Find the lines holding the word "full" and collect them.

┏━━

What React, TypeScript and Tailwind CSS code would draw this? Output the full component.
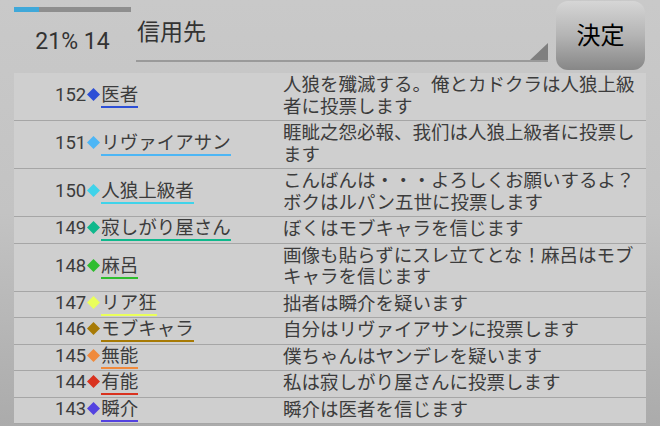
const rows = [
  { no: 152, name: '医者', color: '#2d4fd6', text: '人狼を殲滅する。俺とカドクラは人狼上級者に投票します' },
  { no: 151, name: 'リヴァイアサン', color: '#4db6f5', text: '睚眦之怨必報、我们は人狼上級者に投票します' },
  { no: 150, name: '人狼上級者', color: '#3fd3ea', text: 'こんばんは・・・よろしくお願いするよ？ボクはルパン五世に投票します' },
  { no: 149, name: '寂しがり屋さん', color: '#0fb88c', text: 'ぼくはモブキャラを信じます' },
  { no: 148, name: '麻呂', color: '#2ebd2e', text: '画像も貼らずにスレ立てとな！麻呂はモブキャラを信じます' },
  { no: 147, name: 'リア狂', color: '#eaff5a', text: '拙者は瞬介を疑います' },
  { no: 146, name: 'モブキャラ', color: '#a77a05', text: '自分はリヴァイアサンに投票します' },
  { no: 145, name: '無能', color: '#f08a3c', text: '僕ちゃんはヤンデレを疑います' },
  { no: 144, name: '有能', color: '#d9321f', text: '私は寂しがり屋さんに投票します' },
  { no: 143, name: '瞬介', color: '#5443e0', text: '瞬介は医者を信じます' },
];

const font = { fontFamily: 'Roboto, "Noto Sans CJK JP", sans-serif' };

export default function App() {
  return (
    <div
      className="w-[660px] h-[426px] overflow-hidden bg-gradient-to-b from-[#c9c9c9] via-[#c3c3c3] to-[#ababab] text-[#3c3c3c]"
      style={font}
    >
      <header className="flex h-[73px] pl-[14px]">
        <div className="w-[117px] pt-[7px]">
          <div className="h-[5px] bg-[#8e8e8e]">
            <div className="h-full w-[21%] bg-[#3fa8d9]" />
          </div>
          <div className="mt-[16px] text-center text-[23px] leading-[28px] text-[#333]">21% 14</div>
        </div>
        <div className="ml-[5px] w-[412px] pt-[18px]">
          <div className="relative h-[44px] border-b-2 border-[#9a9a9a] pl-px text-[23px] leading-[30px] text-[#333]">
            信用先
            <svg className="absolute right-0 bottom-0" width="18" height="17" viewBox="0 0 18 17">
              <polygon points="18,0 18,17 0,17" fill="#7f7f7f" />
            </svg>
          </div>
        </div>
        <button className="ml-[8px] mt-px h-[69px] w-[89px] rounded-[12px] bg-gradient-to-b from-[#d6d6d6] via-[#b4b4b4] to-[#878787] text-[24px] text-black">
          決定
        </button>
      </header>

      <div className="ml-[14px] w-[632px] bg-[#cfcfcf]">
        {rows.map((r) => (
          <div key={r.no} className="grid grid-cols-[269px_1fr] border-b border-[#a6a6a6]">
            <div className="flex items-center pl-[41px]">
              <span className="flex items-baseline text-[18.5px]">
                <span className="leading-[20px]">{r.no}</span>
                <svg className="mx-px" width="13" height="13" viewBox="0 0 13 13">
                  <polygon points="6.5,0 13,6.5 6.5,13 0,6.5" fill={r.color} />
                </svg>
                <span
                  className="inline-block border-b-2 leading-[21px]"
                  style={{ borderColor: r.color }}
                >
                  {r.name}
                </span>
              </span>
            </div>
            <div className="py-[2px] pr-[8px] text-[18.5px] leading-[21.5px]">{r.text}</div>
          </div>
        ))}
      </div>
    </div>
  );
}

┗━━

» **Final result**
What React, TypeScript and Tailwind CSS code would draw this? Output the full component.
            <div className="h-full w-[21%] bg-[#3fa8d9]" />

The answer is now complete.